Pitkin County denies pot edibles manufacturing business
Pitkin County commissioners on Wednesday denied a local woman’s application to open a kitchen at the Aspen Business Center that would have manufactured marijuana-infused edibles.
“The (marijuana) legalization train left the station at a good clip, and I’m not sure our communities have caught up,” said Commissioner Rachel Richards. “The messaging is this isn’t a drug. This isn’t serious. It’s just a piece of candy.”
And that message – which Richards said was driven home by a 90-minute discussion commissioners had last week about marijuana edibles with Pitkin County Sheriff Joe DiSalvo, county staff members and officials from valley public health, anti-drug and youth organizations – is the wrong one to send to the community’s children.
“Nobody puts a bottle of hard alcohol in a Halloween basket,” Richards said. “Things that look like candy, smell like candy and taste like candy are too dangerous to my mind.”
Commissioner Patti Clapper agreed, saying that commissioners cannot disapprove of edibles that appeal to children on one hand, then approve an edibles manufacturing facility on the other.
“That would fly in the face of the community,” Clapper said. “I understand your products would be in child-proof containers, but I’m worried about (edible marijuana) products out of containers.”
Clapper also said the facility’s proximity to a daycare center – which she reminded her colleagues was only brought to light after she mentioned it during a previous meeting – also concerned her.
“I’m sorry, but there’s just too many outstanding concerns,” Clapper said.
Sonya Bolerjack submitted the application for the facility nearly a year ago and proposed to produce marijuana-infused gum, popcorn and candy under the name “Aspen Mountain High.” She told commissioners Wednesday she planned to purchase cannabis oils to make the products and did not plan to extract the oil at the ABC facility.
Bolerjack, who was born and raised in Aspen, also said that as a mother of two small children, keeping marijuana edibles out of the hands of children was “a huge concern of mine.”
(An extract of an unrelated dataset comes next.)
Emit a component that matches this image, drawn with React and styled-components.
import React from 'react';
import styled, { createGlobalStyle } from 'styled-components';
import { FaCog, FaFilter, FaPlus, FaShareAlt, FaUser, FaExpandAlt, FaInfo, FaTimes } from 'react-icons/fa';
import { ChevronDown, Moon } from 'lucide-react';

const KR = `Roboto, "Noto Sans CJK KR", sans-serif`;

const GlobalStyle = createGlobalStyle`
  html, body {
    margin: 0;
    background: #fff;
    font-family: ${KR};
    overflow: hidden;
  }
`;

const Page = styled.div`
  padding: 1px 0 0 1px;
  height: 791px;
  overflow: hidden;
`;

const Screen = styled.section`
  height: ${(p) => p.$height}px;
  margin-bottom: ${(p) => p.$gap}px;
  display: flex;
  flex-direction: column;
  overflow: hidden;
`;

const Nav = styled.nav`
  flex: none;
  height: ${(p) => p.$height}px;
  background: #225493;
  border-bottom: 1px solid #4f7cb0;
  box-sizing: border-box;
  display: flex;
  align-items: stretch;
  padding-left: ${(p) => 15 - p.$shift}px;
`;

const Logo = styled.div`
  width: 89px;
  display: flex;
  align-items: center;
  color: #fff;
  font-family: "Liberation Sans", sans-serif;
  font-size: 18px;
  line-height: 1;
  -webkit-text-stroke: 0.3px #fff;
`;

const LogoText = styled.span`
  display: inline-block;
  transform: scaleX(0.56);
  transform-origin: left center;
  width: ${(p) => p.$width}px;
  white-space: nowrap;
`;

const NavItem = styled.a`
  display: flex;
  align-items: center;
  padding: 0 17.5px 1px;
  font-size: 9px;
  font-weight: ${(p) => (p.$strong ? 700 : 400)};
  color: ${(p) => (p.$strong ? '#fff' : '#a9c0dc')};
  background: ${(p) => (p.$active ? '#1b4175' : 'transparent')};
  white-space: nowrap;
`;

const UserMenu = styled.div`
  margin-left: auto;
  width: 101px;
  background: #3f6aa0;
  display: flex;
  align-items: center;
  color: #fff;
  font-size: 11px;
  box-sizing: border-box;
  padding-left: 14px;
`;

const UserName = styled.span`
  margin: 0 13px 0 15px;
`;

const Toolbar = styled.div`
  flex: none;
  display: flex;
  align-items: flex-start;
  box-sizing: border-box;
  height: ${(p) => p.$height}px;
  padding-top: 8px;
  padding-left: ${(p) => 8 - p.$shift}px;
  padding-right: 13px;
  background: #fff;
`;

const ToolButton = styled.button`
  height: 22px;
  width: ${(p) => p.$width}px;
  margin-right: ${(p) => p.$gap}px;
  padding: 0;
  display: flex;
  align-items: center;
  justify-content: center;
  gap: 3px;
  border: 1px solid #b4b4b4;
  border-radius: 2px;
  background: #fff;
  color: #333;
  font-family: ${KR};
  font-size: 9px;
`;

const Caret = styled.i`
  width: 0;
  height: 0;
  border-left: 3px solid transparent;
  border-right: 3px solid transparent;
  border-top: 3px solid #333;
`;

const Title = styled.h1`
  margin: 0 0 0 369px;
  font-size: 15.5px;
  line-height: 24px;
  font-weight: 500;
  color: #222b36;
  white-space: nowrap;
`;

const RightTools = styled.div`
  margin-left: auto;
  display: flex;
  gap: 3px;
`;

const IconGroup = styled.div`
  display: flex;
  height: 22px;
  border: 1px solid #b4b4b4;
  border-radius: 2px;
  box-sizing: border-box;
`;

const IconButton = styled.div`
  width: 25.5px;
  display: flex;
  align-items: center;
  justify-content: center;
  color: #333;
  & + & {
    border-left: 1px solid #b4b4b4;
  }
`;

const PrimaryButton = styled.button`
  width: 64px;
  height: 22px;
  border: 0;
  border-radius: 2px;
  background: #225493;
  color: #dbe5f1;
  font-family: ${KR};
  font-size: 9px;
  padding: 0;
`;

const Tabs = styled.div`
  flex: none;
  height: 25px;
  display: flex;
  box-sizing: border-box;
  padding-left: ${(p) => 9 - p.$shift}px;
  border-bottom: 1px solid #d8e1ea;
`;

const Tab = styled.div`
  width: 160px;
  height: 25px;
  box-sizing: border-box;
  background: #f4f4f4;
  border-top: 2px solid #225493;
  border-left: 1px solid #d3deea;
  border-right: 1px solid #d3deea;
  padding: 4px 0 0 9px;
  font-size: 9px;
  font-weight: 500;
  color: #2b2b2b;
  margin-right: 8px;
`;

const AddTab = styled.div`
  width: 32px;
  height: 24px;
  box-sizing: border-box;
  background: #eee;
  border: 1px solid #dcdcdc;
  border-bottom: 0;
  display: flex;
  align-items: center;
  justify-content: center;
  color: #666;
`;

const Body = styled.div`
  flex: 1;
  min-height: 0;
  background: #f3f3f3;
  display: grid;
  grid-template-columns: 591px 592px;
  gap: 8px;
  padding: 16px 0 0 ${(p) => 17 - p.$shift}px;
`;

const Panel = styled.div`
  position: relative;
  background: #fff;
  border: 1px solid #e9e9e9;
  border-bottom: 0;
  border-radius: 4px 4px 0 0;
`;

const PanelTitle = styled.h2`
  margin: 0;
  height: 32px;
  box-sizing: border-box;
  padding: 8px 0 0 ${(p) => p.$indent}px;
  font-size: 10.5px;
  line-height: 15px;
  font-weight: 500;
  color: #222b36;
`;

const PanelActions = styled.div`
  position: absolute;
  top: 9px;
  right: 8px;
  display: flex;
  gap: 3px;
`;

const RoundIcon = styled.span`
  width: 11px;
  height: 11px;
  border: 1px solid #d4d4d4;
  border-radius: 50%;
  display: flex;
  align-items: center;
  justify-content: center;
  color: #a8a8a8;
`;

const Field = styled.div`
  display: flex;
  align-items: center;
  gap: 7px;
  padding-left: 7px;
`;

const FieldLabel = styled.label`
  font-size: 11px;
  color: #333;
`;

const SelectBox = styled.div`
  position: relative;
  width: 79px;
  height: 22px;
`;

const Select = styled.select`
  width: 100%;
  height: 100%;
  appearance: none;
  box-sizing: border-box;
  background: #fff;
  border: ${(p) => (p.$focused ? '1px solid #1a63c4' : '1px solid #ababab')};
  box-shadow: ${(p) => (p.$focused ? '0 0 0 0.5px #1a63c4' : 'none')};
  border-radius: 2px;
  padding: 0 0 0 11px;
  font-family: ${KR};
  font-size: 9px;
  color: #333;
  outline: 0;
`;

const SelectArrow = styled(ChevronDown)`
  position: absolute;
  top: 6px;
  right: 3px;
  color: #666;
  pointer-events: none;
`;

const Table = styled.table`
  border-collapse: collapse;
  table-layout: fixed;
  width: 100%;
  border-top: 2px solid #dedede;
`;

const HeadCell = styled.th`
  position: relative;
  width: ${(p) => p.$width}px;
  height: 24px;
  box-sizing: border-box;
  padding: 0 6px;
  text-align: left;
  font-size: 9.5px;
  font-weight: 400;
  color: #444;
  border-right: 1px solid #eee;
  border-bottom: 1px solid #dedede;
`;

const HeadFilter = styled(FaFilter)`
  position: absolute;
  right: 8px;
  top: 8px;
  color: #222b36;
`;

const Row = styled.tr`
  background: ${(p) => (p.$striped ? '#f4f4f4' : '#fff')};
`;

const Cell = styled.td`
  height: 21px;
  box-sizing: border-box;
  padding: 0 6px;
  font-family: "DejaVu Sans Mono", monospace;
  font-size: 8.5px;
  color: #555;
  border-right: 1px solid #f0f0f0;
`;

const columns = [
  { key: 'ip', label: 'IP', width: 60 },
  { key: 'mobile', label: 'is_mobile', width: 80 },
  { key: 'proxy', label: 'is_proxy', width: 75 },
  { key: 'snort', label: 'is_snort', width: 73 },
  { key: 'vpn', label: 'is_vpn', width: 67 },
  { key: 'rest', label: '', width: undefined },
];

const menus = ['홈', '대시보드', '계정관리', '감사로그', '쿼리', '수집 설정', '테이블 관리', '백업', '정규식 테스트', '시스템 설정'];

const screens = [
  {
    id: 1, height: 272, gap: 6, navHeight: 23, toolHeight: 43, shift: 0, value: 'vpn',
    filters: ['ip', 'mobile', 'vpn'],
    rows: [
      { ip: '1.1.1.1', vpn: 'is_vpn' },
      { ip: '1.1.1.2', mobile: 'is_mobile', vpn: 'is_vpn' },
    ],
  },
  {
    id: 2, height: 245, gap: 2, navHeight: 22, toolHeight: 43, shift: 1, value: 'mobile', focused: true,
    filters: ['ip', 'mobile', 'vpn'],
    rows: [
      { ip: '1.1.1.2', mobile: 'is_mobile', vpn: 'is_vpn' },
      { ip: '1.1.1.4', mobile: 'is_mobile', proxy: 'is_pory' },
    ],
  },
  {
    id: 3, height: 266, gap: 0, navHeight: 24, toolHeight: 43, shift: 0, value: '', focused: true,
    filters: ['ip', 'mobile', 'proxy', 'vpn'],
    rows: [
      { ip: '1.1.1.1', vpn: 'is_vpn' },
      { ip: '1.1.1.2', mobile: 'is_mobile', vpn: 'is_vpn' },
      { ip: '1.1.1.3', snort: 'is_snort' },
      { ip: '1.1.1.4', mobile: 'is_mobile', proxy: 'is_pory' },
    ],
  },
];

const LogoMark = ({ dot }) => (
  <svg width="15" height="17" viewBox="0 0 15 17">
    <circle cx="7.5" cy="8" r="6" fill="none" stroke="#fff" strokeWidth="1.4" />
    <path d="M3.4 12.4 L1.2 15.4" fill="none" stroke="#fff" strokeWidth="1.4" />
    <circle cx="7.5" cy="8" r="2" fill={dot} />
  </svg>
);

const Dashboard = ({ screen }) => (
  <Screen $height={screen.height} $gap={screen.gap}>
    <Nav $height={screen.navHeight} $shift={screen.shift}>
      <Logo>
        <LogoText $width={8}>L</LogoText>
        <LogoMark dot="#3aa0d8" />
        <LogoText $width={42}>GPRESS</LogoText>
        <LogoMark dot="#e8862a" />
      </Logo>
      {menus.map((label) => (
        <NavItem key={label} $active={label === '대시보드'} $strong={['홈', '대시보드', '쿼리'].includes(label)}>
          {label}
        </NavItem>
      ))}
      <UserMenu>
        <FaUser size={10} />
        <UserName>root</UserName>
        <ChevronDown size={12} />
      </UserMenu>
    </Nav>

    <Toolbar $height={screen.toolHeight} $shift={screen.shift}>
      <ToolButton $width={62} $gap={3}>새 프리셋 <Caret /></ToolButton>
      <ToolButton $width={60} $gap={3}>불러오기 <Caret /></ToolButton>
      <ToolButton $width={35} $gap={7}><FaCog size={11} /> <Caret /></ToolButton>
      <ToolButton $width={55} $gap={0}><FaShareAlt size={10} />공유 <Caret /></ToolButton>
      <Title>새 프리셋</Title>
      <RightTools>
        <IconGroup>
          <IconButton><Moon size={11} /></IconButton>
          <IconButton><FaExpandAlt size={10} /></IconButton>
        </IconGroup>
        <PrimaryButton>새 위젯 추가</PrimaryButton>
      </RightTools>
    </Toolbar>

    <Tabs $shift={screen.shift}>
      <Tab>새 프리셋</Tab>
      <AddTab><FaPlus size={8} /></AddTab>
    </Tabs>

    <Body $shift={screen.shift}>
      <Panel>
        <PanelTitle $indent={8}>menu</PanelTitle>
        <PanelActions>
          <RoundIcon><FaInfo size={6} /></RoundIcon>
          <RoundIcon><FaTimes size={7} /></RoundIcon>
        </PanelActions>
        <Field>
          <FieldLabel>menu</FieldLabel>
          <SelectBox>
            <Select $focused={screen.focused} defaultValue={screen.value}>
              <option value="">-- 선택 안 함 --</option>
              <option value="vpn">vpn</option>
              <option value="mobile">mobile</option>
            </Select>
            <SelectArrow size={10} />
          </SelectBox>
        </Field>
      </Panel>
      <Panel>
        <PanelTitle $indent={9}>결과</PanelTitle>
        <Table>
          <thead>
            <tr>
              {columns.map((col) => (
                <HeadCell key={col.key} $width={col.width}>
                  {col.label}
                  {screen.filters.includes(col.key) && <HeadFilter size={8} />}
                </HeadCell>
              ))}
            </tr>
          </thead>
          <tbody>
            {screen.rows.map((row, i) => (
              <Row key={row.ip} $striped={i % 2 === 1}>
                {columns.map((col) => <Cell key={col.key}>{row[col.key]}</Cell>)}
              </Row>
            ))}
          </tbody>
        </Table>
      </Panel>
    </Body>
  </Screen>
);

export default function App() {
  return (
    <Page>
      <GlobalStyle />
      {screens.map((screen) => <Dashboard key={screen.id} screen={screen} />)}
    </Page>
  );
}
“I really want to up the standards of the packaging,” she said. “(The products) won’t look like Cheeba Chews.”
Cheeba Chews are a popular marijuana edible available statewide that comes wrapped in colorful, candy-like packaging.
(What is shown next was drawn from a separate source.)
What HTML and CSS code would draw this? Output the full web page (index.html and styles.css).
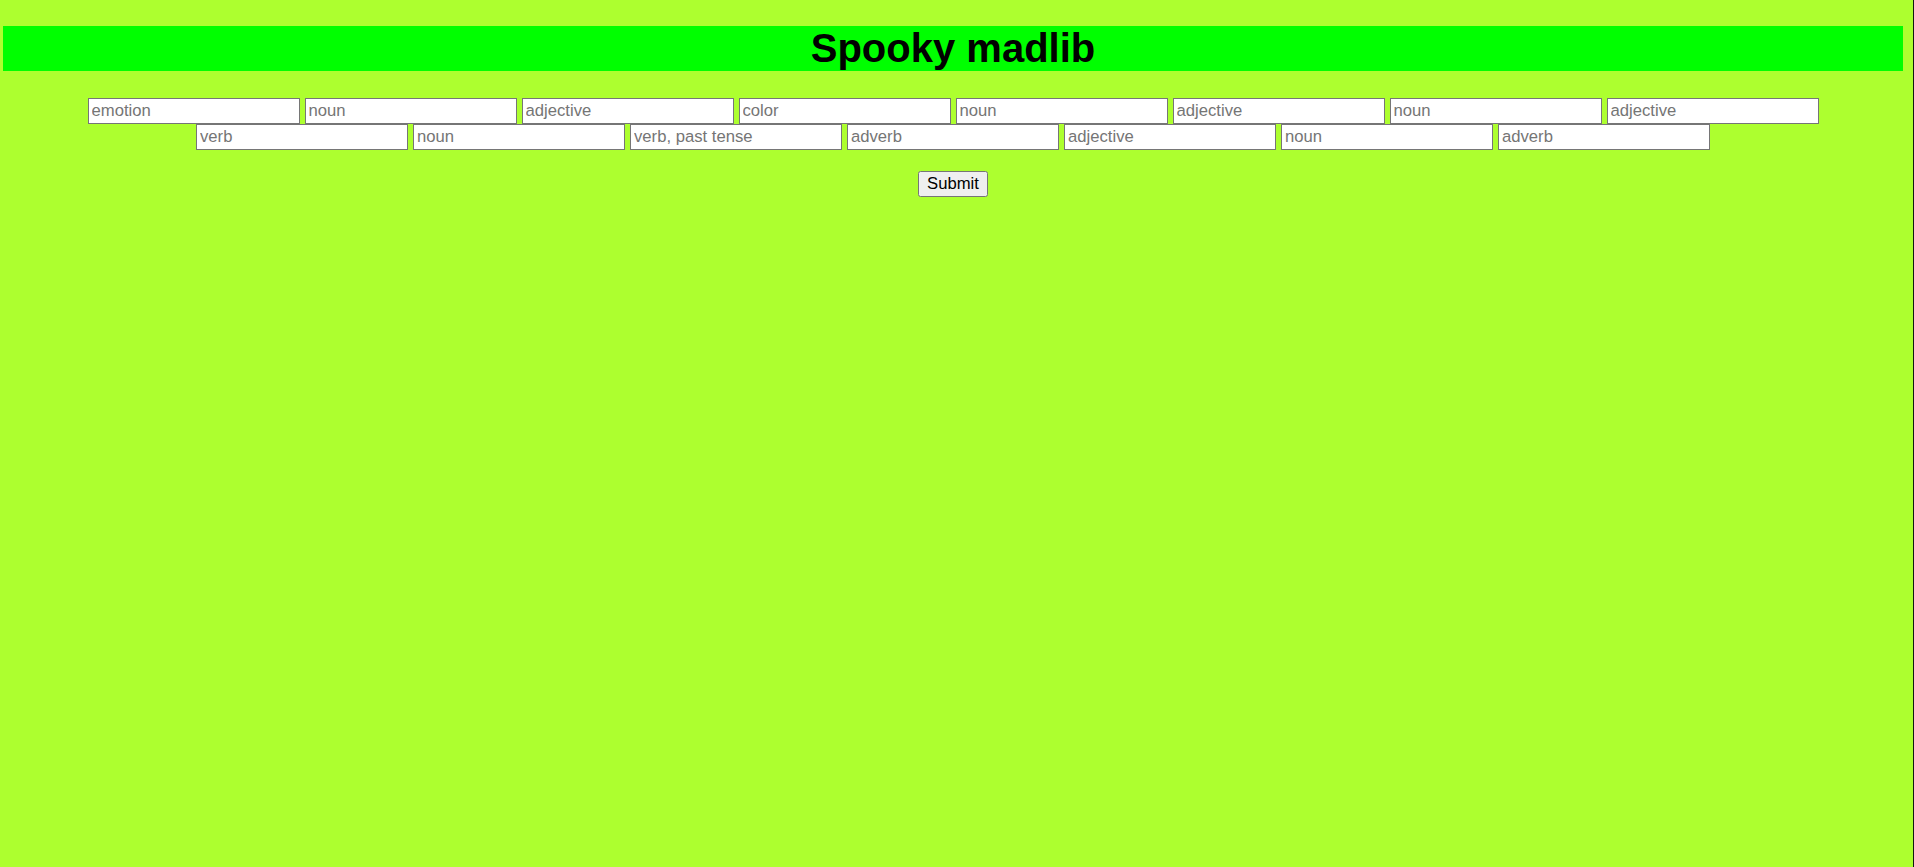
FILE: index.html
```html
<!DOCTYPE html>
<html lang="en">
<head>
<meta charset="utf-8">
<title>Spooky madlib</title>
<link rel="stylesheet" href="styles.css">
</head>
<body>
<h1 class="title">Spooky madlib</h1>
<form class="madlib">
  <div class="fields">
    <input class="field" type="text" placeholder="emotion">
    <input class="field" type="text" placeholder="noun">
    <input class="field" type="text" placeholder="adjective">
    <input class="field" type="text" placeholder="color">
    <input class="field" type="text" placeholder="noun">
    <input class="field" type="text" placeholder="adjective">
    <input class="field" type="text" placeholder="noun">
    <input class="field" type="text" placeholder="adjective">
    <input class="field" type="text" placeholder="verb">
    <input class="field" type="text" placeholder="noun">
    <input class="field" type="text" placeholder="verb, past tense">
    <input class="field" type="text" placeholder="adverb">
    <input class="field" type="text" placeholder="adjective">
    <input class="field" type="text" placeholder="noun">
    <input class="field" type="text" placeholder="adverb">
  </div>
  <div class="actions">
    <button class="submit" type="button">Submit</button>
  </div>
</form>
</body>
</html>
```
FILE: styles.css
```css
html {
  background: #adff2f;
  height: 100%;
  overflow: hidden;
  box-sizing: border-box;
  border-right: 1px solid #0d1a0d;
}

body {
  margin: 0 10px 0 3px;
  padding-top: 1px;
  font-family: "Liberation Serif", serif;
  font-size: 20px;
}

.title {
  margin: 25px 0 27px;
  height: 45px;
  line-height: 45px;
  background: #00ff00;
  color: #000;
  text-align: center;
  font-family: "Liberation Sans", Arial, sans-serif;
  font-weight: bold;
  font-size: 40px;
}

.fields {
  display: flex;
  flex-wrap: wrap;
  justify-content: center;
  column-gap: 5px;
  row-gap: 0;
}

.field {
  box-sizing: border-box;
  width: 212px;
  height: 26px;
  margin: 0;
  padding: 1px 3px;
  border: 1px solid #767676;
  border-radius: 0;
  background: #fff;
  font-family: "Liberation Sans", Arial, sans-serif;
  font-size: 16.67px;
  color: #000;
}

.field::placeholder {
  color: #757575;
}

.actions {
  display: flex;
  justify-content: center;
  margin-top: 21px;
}

.submit {
  box-sizing: border-box;
  height: 26px;
  padding: 0 8px;
  border: 1px solid #767676;
  border-radius: 2.5px;
  background: #efefef;
  color: #000;
  font-family: "Liberation Sans", Arial, sans-serif;
  font-size: 16.67px;
  line-height: 22px;
}
```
Edibles produced by her company would be sold in sealed, child-proof pill bottle containers, Bolerjack said.
“It’s up to parents, if they consume the product, to keep it away from children,” she said.
A man who appeared Wednesday with Bolerjack but later declined to give his name also pointed out that many different edible products were for sale at the seven marijuana dispensaries in the city of Aspen, not far from the location of Wednesday’s meeting.
Commissioners and county staff members also had other concerns about the facility, including its ventilation system, how marijuana-infused waste would be handled and the daycare issue. Laws state that a marijuana-related business cannot be located within 1,000 feet of a daycare.
In the case of Aspen Mountain High, a daycare is located within 1,000 feet of the business’ property line, but it is further than 1,000 feet from the actual building where the edibles would have been produced, said Jeanette Jones, the board’s records manager.
County staff recommended against approving the project, according to county documents.
Commissioner Steve Child said that if the proposed business was further from the daycare and could produce products that were readily identifiable as containing marijuana – such as being stamped with a marijuana leaf or being dyed green – he could support it.
“This just isn’t the right proposal in the right place,” Child said.
Finally, Sheriff DiSalvo pointed to last week’s discussion about edibles and also cast doubt on the Aspen Mountain High application at Wednesday’s meeting.
“Products appealing to children – I’d like to discourage that,” he said, adding that perhaps edibles should only be made available in pill form.